▶ GOAL:
Scan the data below for the string "components". Show every line where it turns up.

** START **

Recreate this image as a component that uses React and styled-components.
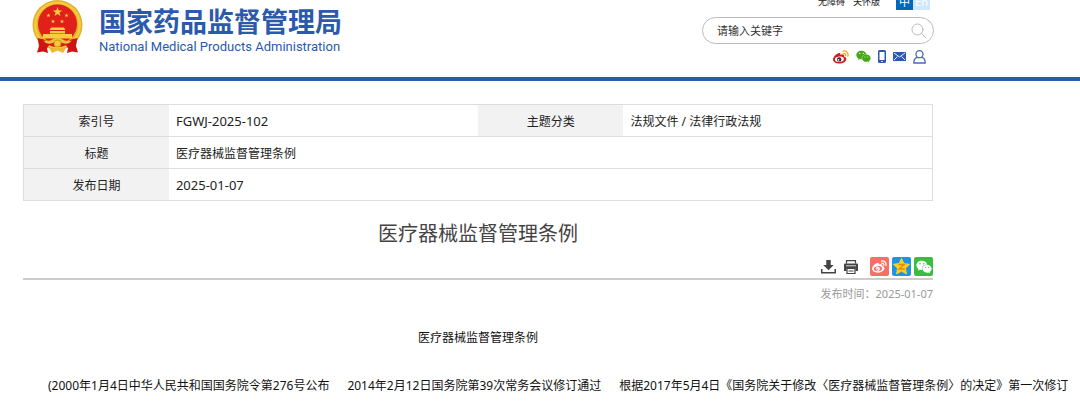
import React from "react";
import styled, { createGlobalStyle } from "styled-components";
import { FaWeixin } from "react-icons/fa";

const GlobalStyle = createGlobalStyle`
  * { box-sizing: border-box; }
  body {
    margin: 0;
    background: #fff;
    color: #222;
    font: 12px/24px "Noto Sans", "Noto Sans CJK SC", sans-serif;
    overflow: hidden;
  }
  a { color: inherit; text-decoration: none; }
`;

const Header = styled.header`
  border-bottom: 4px solid #2b5aab;
  padding: 0 146px 13px 23px;
  overflow: hidden;
`;

const HeaderInner = styled.div`
  display: flex;
  justify-content: space-between;
  align-items: flex-start;
`;

const Brand = styled.a`
  display: flex;
  align-items: flex-start;
  gap: 16px;
  padding-left: 9px;
  color: #2b5aab;
`;

const BrandText = styled.span`
  display: flex;
  flex-direction: column;
  padding-top: 4px;
  white-space: nowrap;
`;

const BrandName = styled.strong`
  font: 700 27px/34px "Noto Sans CJK SC", sans-serif;
`;

const BrandEnglish = styled.span`
  font: 400 13px/18px Roboto, "Liberation Sans", sans-serif;
`;

const Side = styled.div`
  display: flex;
  flex-direction: column;
  align-items: flex-end;
  width: 232px;
`;

const Utility = styled.nav`
  display: flex;
  align-items: center;
  gap: 8px;
  height: 16px;
  margin-top: -6px;
  padding-right: 4px;
  font-size: 9px;
  line-height: 16px;
`;

const Languages = styled.span`
  display: flex;
  margin-left: 8px;
`;

const Language = styled.a`
  width: 17px;
  text-align: center;
  font-size: 11px;
  color: #fff;
  background: ${(p) => (p.$active ? "#0068b7" : "#cfe8ff")};
`;

const SearchForm = styled.form`
  display: flex;
  align-items: center;
  width: 100%;
  height: 27px;
  margin-top: 7px;
  padding: 0 6px 0 14px;
  border: 1px solid #bbb;
  border-radius: 14px;
`;

const SearchInput = styled.input`
  flex: 1;
  min-width: 0;
  height: 20px;
  padding: 0 0 2px;
  border: 0;
  outline: 0;
  background: transparent;
  font: 11px/18px "Noto Sans CJK SC", sans-serif;
  &::placeholder { color: #333; opacity: 1; }
`;

const IconButton = styled.button`
  display: flex;
  padding: 0;
  border: 0;
  background: transparent;
  color: ${(p) => p.$color || "#444"};
  cursor: pointer;
`;

const Channels = styled.nav`
  display: flex;
  align-items: center;
  gap: 7px;
  margin-top: 5px;
  padding-right: 8px;
  a { display: flex; }
`;

const Main = styled.main`
  padding: 23px 147px 0 23px;
`;

const InfoTable = styled.table`
  width: 100%;
  table-layout: fixed;
  border-collapse: collapse;
  border: 1px solid #ddd;
  tr { border-bottom: 1px solid #ddd; }
  th, td { height: 32px; padding: 2px 7px 0; line-height: 24px; }
  th { width: 16%; background: #f2f2f2; font-weight: 400; text-align: center; }
  td { text-align: left; }
`;

const Code = styled.span`
  font-size: 13px;
`;

const Title = styled.h1`
  margin: 17px 0 0;
  font-size: 20px;
  line-height: 32px;
  font-weight: 400;
  text-align: center;
  color: #444;
`;

const Tools = styled.div`
  display: flex;
  justify-content: flex-end;
  align-items: center;
  gap: 8px;
  margin-top: 7px;
  padding-bottom: 2px;
  border-bottom: 2px solid #ccc;
`;

const ShareGroup = styled.div`
  display: flex;
  gap: 3px;
  margin-left: 4px;
`;

const ShareButton = styled.button`
  display: flex;
  align-items: center;
  justify-content: center;
  width: 19px;
  height: 19px;
  padding: 0;
  border: 0;
  border-radius: 2px;
  color: #fff;
  background: ${(p) => p.$bg};
  cursor: pointer;
`;

const Published = styled.p`
  margin: 2px 0 0;
  font-size: 11px;
  text-align: right;
  color: #999;
`;

const Article = styled.article`
  padding-top: 20px;
  color: #111;
`;

const Heading = styled.p`
  margin: 0 0 24px;
  text-align: center;
`;

const History = styled.p`
  display: flex;
  gap: 18px;
  margin: 0;
  padding-left: 25px;
  white-space: nowrap;
`;

function Emblem() {
  const star = "M0-5 1.2-1.6 4.8-1.6 1.9.6 3 4 0 1.9-3 4-1.9.6-4.8-1.6-1.2-1.6Z";
  return (
    <svg width="51" height="54" viewBox="0 0 51 54" role="img" aria-label="国徽">
      <circle cx="25.5" cy="25" r="25" fill="#e3b02b" />
      <circle cx="25.5" cy="25" r="22.2" fill="none" stroke="#f2cb42" strokeWidth="2.500" />
      <circle cx="25.5" cy="24" r="19.500" fill="#e02019" />
      <g fill="#f6cf3f">
        <path d={star} transform="translate(25.5 12)" />
        <path d={star} transform="translate(16.5 15.5) scale(.45)" />
        <path d={star} transform="translate(34.5 15.5) scale(.45)" />
        <path d={star} transform="translate(21 21.5) scale(.45)" />
        <path d={star} transform="translate(30 21.5) scale(.45)" />
        <path d="M19 27.500h13l1.500 2.500h-16zM18 31h15v2.500H18zM11 34h29v4.500H11z" />
      </g>
      <path d="M5.500 38 12 39.500 18 44 15 48 16 53 11 51.500 5 52.500 7 46ZM45.500 38 39 39.500 33 44 36 48 35 53 40 51.500 46 52.500 44 46Z" fill="#cf1512" />
      <path d="M13 42q6 0 8-2l4.500 1.500L30 40q2 2 8 2-4 5-12.500 5T13 42Z" fill="#d81c16" />
      <path d="M11 40.500q6 1.500 10-1.500 4.500-2.500 9 0 4 3 10 1.500-4 5-9.500 2.500-5-2.500-10 0-5.500 2.500-9.500-2.500Z" fill="#ecc03a" />
      <circle cx="25.500" cy="43.500" r="3.500" fill="#f3ca3c" stroke="#d39522" />
      <path d="M17 48q4.500 1 8.500-.5 4 1.500 8.500.5l-3 5-5.500-2.500-5.500 2.500Z" fill="#eeb930" />
    </svg>
  );
}

function Weibo({ width = 16, height = 14, body, wave, eye, pupil }) {
  return (
    <svg width={width} height={height} viewBox="0 0 16 14" aria-hidden="true">
      <path d="M5.400 3.200C7 2.600 7.800 3.500 7.400 4.900c1.900-.8 4.100-.5 3.700 1.600 1.400.5 2.200 1.300 2.200 2.500 0 2.500-3.100 4.600-6.800 4.600S0 11.900 0 9.500s2.900-5.500 5.400-6.300Z" fill={body} />
      <ellipse cx="6.400" cy="9.300" rx="4.500" ry="2.700" fill={eye} transform="rotate(-7 6.400 9.300)" />
      <circle cx="6.200" cy="9.400" r="2.200" fill={pupil} />
      <circle cx="5.500" cy="9.900" r=".8" fill={eye} />
      <circle cx="7" cy="8.900" r=".4" fill={eye} />
      <path d="M10 1.100c3.300-.7 5.700 1.800 4.900 5M10.300 3.500c1.600-.4 2.700.8 2.300 2.200" fill="none" stroke={wave} strokeWidth="1.300" strokeLinecap="round" />
    </svg>
  );
}

function SearchIcon() {
  return (
    <svg width="16" height="16" viewBox="0 0 16 16" fill="none" stroke="currentColor" strokeLinecap="round" aria-hidden="true">
      <circle cx="6.500" cy="6.500" r="5.500" />
      <path d="m10.500 10.500 4.500 4.500" />
    </svg>
  );
}

function Phone() {
  return (
    <svg width="8" height="13" viewBox="0 0 8 13" aria-hidden="true">
      <rect width="8" height="13" rx="1.500" fill="#2b5aab" />
      <path d="M1.500 2h5v8h-5zM3.200 11h1.600v1H3.200z" fill="#fff" />
    </svg>
  );
}

function Mail() {
  return (
    <svg width="13" height="9" viewBox="0 0 13 9" aria-hidden="true">
      <rect width="13" height="9" rx=".5" fill="#2b5aab" />
      <path d="m1 1 5.500 4L12 1M1 8l3.500-3.500M12 8 8.500 4.500" fill="none" stroke="#fff" strokeWidth=".9" />
    </svg>
  );
}

function Person() {
  return (
    <svg width="13" height="14" viewBox="0 0 13 14" fill="none" stroke="#4768b0" strokeWidth="1.300" aria-hidden="true">
      <circle cx="6.500" cy="4.200" r="3.500" />
      <path d="M4.300 7.200C2 8 .8 9.800.8 13h11.400c0-3.200-1.200-5-3.500-5.800" strokeLinejoin="round" />
    </svg>
  );
}

function Download() {
  return (
    <svg width="15" height="14" viewBox="0 0 15 14" fill="currentColor" aria-hidden="true">
      <path d="M5.300 0h4.400v5h3L7.500 10.200 2.300 5h3zM0 9h1.500v3h12V9H15v4.500H0z" />
    </svg>
  );
}

function Printer() {
  return (
    <svg width="14" height="14" viewBox="0 0 14 14" aria-hidden="true">
      <path d="M2.500 3.500V.6h9v2.900" fill="none" stroke="currentColor" strokeWidth="1.200" />
      <path d="M1 3.500h12q1 0 1 1V11h-2.500V8h-9v3H0V4.500q0-1 1-1Z" fill="currentColor" />
      <path d="M3 8.500h8v5H3z" fill="#fff" stroke="currentColor" strokeWidth="1.200" />
      <path d="M4.500 11h5" stroke="currentColor" />
      <path d="M2 5.800h10" stroke="#fff" strokeWidth=".8" />
    </svg>
  );
}

function Qzone() {
  return (
    <svg width="17" height="17" viewBox="0 0 17 17" aria-hidden="true">
      <path d="m8.500.5 2.400 5.100 5.600.7-4.100 3.900 1 5.700-4.900-2.800-4.900 2.800 1-5.700L.5 6.300l5.600-.7Z" fill="#ffce22" strokeLinejoin="round" stroke="#ffce22" />
      <path d="M5.300 6.500h6L6 11h5.700" fill="none" stroke="#e08a00" strokeWidth="1.300" />
    </svg>
  );
}

export default function App() {
  return (
    <>
      <GlobalStyle />
      <Header>
        <HeaderInner>
          <Brand href="#">
            <Emblem />
            <BrandText>
              <BrandName>国家药品监督管理局</BrandName>
              <BrandEnglish>National Medical Products Administration</BrandEnglish>
            </BrandText>
          </Brand>
          <Side>
            <Utility>
              <a href="#">无障碍</a>
              <a href="#">关怀版</a>
              <Languages>
                <Language href="#" $active>中</Language>
                <Language href="#">En</Language>
              </Languages>
            </Utility>
            <SearchForm role="search" onSubmit={(e) => e.preventDefault()}>
              <SearchInput type="text" aria-label="请输入关键字" placeholder="请输入关键字" />
              <IconButton type="submit" aria-label="搜索" $color="#bbb"><SearchIcon /></IconButton>
            </SearchForm>
            <Channels>
              <a href="#" aria-label="微博"><Weibo body="#d8161b" wave="#f5a51c" eye="#fff" pupil="#222" /></a>
              <a href="#" aria-label="微信"><FaWeixin size={15} color="#43a716" /></a>
              <a href="#" aria-label="手机"><Phone /></a>
              <a href="#" aria-label="邮箱"><Mail /></a>
              <a href="#" aria-label="用户"><Person /></a>
            </Channels>
          </Side>
        </HeaderInner>
      </Header>
      <Main>
        <InfoTable>
          <tbody>
            <tr>
              <th scope="row">索引号</th>
              <td><Code>FGWJ-2025-102</Code></td>
              <th scope="row">主题分类</th>
              <td>法规文件 / 法律行政法规</td>
            </tr>
            <tr>
              <th scope="row">标题</th>
              <td colSpan={3}>医疗器械监督管理条例</td>
            </tr>
            <tr>
              <th scope="row">发布日期</th>
              <td colSpan={3}><Code>2025-01-07</Code></td>
            </tr>
          </tbody>
        </InfoTable>
        <Title>医疗器械监督管理条例</Title>
        <Tools>
          <IconButton type="button" aria-label="下载"><Download /></IconButton>
          <IconButton type="button" aria-label="打印"><Printer /></IconButton>
          <ShareGroup>
            <ShareButton type="button" aria-label="分享到微博" $bg="#f56f65">
              <Weibo width={15} height={13} body="#fff" wave="#fff" eye="#f56f65" pupil="#fff" />
            </ShareButton>
            <ShareButton type="button" aria-label="分享到QQ空间" $bg="#1f94e4"><Qzone /></ShareButton>
            <ShareButton type="button" aria-label="分享到微信" $bg="#3bbd3f"><FaWeixin size={16} /></ShareButton>
          </ShareGroup>
        </Tools>
        <Published>发布时间：2025-01-07</Published>
        <Article>
          <Heading>医疗器械监督管理条例</Heading>
          <History>
            <span>(2000年1月4日中华人民共和国国务院令第276号公布</span>
            <span>2014年2月12日国务院第39次常务会议修订通过</span>
            <span>根据2017年5月4日《国务院关于修改〈医疗器械监督管理条例〉的决定》第一次修订</span>
          </History>
        </Article>
      </Main>
    </>
  );
}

** END **

▶ RESPONSE BELOW:
Recreate this image as a component that uses React and styled-components.
import styled, { createGlobalStyle } from "styled-components";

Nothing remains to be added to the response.